9/1/2010 Josh Holat 4 min read
Written by Josh Holat
All four of today’s most popular web browsers - Internet Explorer, Firefox, Safari, and Chrome - support extensions, pieces of software from third parties that function inside of a browser and add functionality. Since these extensions are usually promoted through online marketplaces for each browser, they are extremely easy to find and install. Because they are are often advertised by and downloaded from the websites of trustworthy companies like Google and Mozilla, users inherently trust the extensions themselves.
A team of Illinois computer science researchers suggest that in many cases, this trust might be misplaced. In a research paper entitled “VEX: Vetting Browser Extensions For Security Vulnerabilities”, Sruthi Bandhakavi, an Illinois PhD student co-advised by Marianne Winslett and P. Madhusudan and helped by Sam T. King, outlines how subtle vulnerabilities in browser extensions could lead to disastrous attacks. The work won the best paper award at the 19th USENIX Security Symposium held at Washington D.C., an event that brings researchers, programmers, and others interested in the latest security advancements together.
What do we have to worry about? “Firefox extensions run with full browser privileges, so attackers can potentially exploit extension weaknesses to take over the browser, steal cookies or protected passwords, compromise confidential information, or even hijack the host system, without revealing their actions to the user,” says Bandhakavi. Essentially, installing one of these vulnerable extensions is like opening a doorway to sites with malicious intent who know how to exploit those weaknesses. Even more unfortunate is that this type of attack can’t be found or stopped by antivirus software.
How can we stop this? Currently, extensions are vetted, or examined, for security vulnerabilities manually. However, Bandhakavi’s paper presents VEX, “a framework for highlighting potential security vulnerabilities in browser extensions by applying static information-flow analysis to the JavaScript code used to implement extensions.” In short, this program will leave less room for human error when analyzing extensions for potentially dangerous pathways within the browser.
The framework presented by this student has already scanned thousands of extensions and uncovered six exploitable vulnerabilities (three of which were previously unknown) and hundreds of examples of bad programming practices that may lead to security vulnerabilities.

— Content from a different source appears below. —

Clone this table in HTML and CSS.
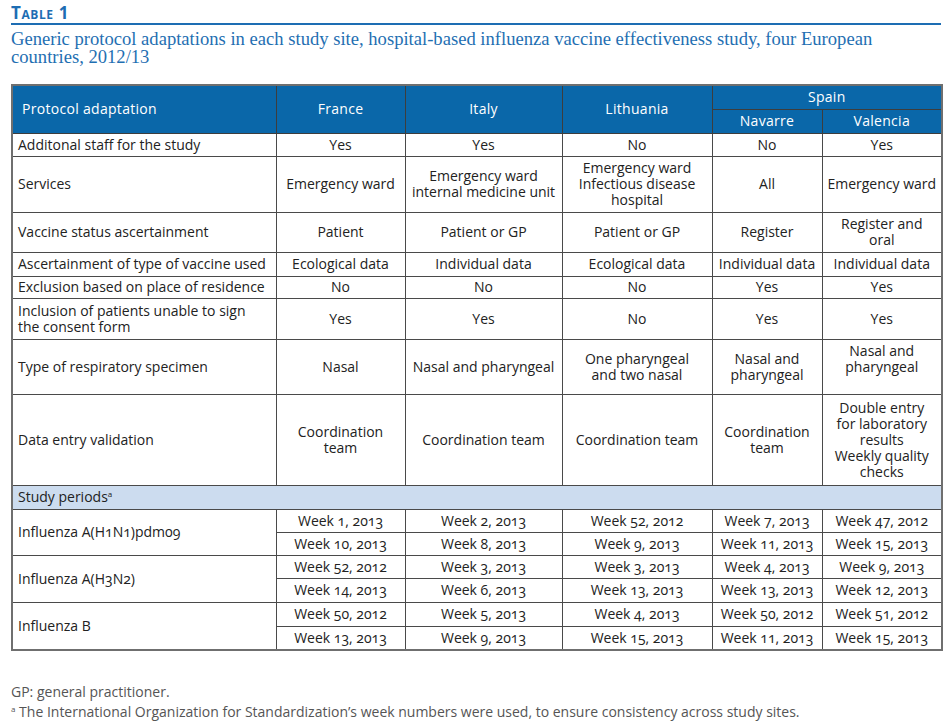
FILE: index.html
```html
<!DOCTYPE html>
<html lang="en">
<head>
<meta charset="utf-8">
<title>Table 1</title>
<link rel="stylesheet" href="styles.css">
</head>
<body>
<div class="page">
  <h2 class="label">Table 1</h2>
  <p class="caption">Generic protocol adaptations in each study site, hospital-based influenza vaccine effectiveness study, four European countries, 2012/13</p>
  <table class="data">
    <colgroup>
      <col class="c0"><col class="c1"><col class="c2"><col class="c3"><col class="c4"><col class="c5">
    </colgroup>
    <thead>
      <tr class="h1">
        <th rowspan="2" class="left">Protocol adaptation</th>
        <th rowspan="2">France</th>
        <th rowspan="2">Italy</th>
        <th rowspan="2">Lithuania</th>
        <th colspan="2">Spain</th>
      </tr>
      <tr class="h2">
        <th>Navarre</th>
        <th>Valencia</th>
      </tr>
    </thead>
    <tbody>
      <tr class="r23"><td class="left">Additonal staff for the study</td><td>Yes</td><td>Yes</td><td>No</td><td>No</td><td>Yes</td></tr>
      <tr class="r56"><td class="left">Services</td><td>Emergency ward</td><td>Emergency ward<br>internal medicine unit</td><td>Emergency ward<br>Infectious disease<br>hospital</td><td>All</td><td>Emergency ward</td></tr>
      <tr class="r40"><td class="left">Vaccine status ascertainment</td><td>Patient</td><td>Patient or GP</td><td>Patient or GP</td><td>Register</td><td>Register and<br>oral</td></tr>
      <tr class="r24"><td class="left">Ascertainment of type of vaccine used</td><td>Ecological data</td><td>Individual data</td><td>Ecological data</td><td>Individual data</td><td>Individual data</td></tr>
      <tr class="r22"><td class="left">Exclusion based on place of residence</td><td>No</td><td>No</td><td>No</td><td>Yes</td><td>Yes</td></tr>
      <tr class="r41"><td class="left">Inclusion of patients unable to sign<br>the consent form</td><td>Yes</td><td>Yes</td><td>No</td><td>Yes</td><td>Yes</td></tr>
      <tr class="r55"><td class="left">Type of respiratory specimen</td><td>Nasal</td><td>Nasal and pharyngeal</td><td>One pharyngeal<br>and two nasal</td><td>Nasal and<br>pharyngeal</td><td>Nasal and<br>pharyngeal<br>&nbsp;</td></tr>
      <tr class="r90"><td class="left">Data entry validation</td><td>Coordination<br>team</td><td>Coordination team</td><td>Coordination team</td><td>Coordination<br>team</td><td>Double entry<br>for laboratory<br>results<br>Weekly quality<br>checks</td></tr>
      <tr class="section"><td colspan="6" class="left">Study periods<sup>a</sup></td></tr>
      <tr class="r23"><td rowspan="2" class="left">Influenza A(H1N1)pdm09</td><td>Week 1, 2013</td><td>Week 2, 2013</td><td>Week 52, 2012</td><td>Week 7, 2013</td><td>Week 47, 2012</td></tr>
      <tr class="r23"><td>Week 10, 2013</td><td>Week 8, 2013</td><td>Week 9, 2013</td><td>Week 11, 2013</td><td>Week 15, 2013</td></tr>
      <tr class="r23"><td rowspan="2" class="left">Influenza A(H3N2)</td><td>Week 52, 2012</td><td>Week 3, 2013</td><td>Week 3, 2013</td><td>Week 4, 2013</td><td>Week 9, 2013</td></tr>
      <tr class="r24"><td>Week 14, 2013</td><td>Week 6, 2013</td><td>Week 13, 2013</td><td>Week 13, 2013</td><td>Week 12, 2013</td></tr>
      <tr class="r24"><td rowspan="2" class="left">Influenza B</td><td>Week 50, 2012</td><td>Week 5, 2013</td><td>Week 4, 2013</td><td>Week 50, 2012</td><td>Week 51, 2012</td></tr>
      <tr class="r24"><td>Week 13, 2013</td><td>Week 9, 2013</td><td>Week 15, 2013</td><td>Week 11, 2013</td><td>Week 15, 2013</td></tr>
    </tbody>
  </table>
  <div class="notes">
    <p>GP: general practitioner.</p>
    <p><sup>a</sup> The International Organization for Standardization’s week numbers were used, to ensure consistency across study sites.</p>
  </div>
</div>
</body>
</html>
```

FILE: styles.css
```css
html, body {
  margin: 0;
  padding: 0;
  background: #ffffff;
}

.page {
  padding: 4px 11px 0 11px;
  width: 930px;
}

.label {
  margin: 0;
  font-family: "Open Sans", "Liberation Sans", sans-serif;
  font-weight: 700;
  font-variant: small-caps;
  font-size: 17px;
  line-height: 18px;
  color: #1d6db3;
  letter-spacing: 0.6px;
  padding-bottom: 1px;
  border-bottom: 2px solid #1d6db3;
}

.caption {
  margin: 5px 0 0 0;
  font-family: "Liberation Serif", "DejaVu Serif", serif;
  font-size: 18.6px;
  line-height: 18px;
  color: #1f6fb2;
  width: 900px;
}

.data {
  margin-top: 18px;
  width: 930px;
  table-layout: fixed;
  border-collapse: collapse;
  border: 2px solid #6f6f6f;
  font-family: "Open Sans", "Liberation Sans", sans-serif;
  font-variant-numeric: oldstyle-nums;
  font-feature-settings: "onum" 1;
  font-size: 14px;
  line-height: 16px;
  color: #222;
}

.c0 { width: 264px; }
.c1 { width: 129px; }
.c2 { width: 157px; }
.c3 { width: 150px; }
.c4 { width: 110px; }
.c5 { width: 120px; }

.data th,
.data td {
  border: 1px solid #4a4a4a;
  padding: 0 3px;
  text-align: center;
  vertical-align: middle;
  overflow: hidden;
  white-space: nowrap;
}

.data th {
  background: #0a67a9;
  color: #ffffff;
  font-weight: 400;
  border-color: #3d3d3d;
  letter-spacing: 0.3px;
}

.data .left {
  text-align: left;
  padding-left: 5px;
}

.data th.left { padding-left: 9px; }

.h1 { height: 24px; }
.h2 { height: 24px; }

.r22 { height: 22px; }
.r23 { height: 23px; }
.r24 { height: 24px; }
.r40 { height: 40px; }
.r41 { height: 41px; }
.r55 { height: 55px; }
.r56 { height: 56px; }
.r90 { height: 91px; }

.section td {
  background: #ccdcef;
  height: 23px;
}

.data sup {
  font-size: 8px;
  line-height: 0;
  vertical-align: 5px;
}

.notes {
  margin-top: 31px;
  font-family: "Open Sans", "Liberation Sans", sans-serif;
  font-size: 14px;
  line-height: 20px;
  color: #555555;
}

.notes p {
  margin: 0;
}

.notes sup {
  font-size: 8px;
  line-height: 0;
  vertical-align: 5px;
}
```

For example, it found that versions 0.5.7 and 0.5.9 of Wikipedia Toolbar can allow malicious JavaScript code to be run at root level within Firefox, giving the code access to pretty much anything it would ask for. Furthermore, her work has also uncovered some bad programming practices put in to place by extension developers who simply may not know that their code is vulnerable because not everyone is a security expert. These practices were found in hundreds of extensions and can be the first step to a major vulnerability.
“The main target of this work is the extension editors (people who vet extensions before they are made public), who could use this tool to analyze thousands of extensions simultaneously,” claims Bandhakavi. The people controlling the extension marketplaces (Google, Apple, etc) often don’t have the tools to extensively test these extensions adds Prof. Parthasarathy. Put that together and it’s easy to see that the the aim of their framework is to “help [these companies] find the vulnerabilities before they affect the populace at large” by making it easier and faster to do so. That said, Bandhakavi hopes her work can also help to educate extensions developers in understanding ways their code could be compromised.
While her program only works on Firefox extensions currently, Bandhakavi plans to modify it to also analyze Chrome extensions next.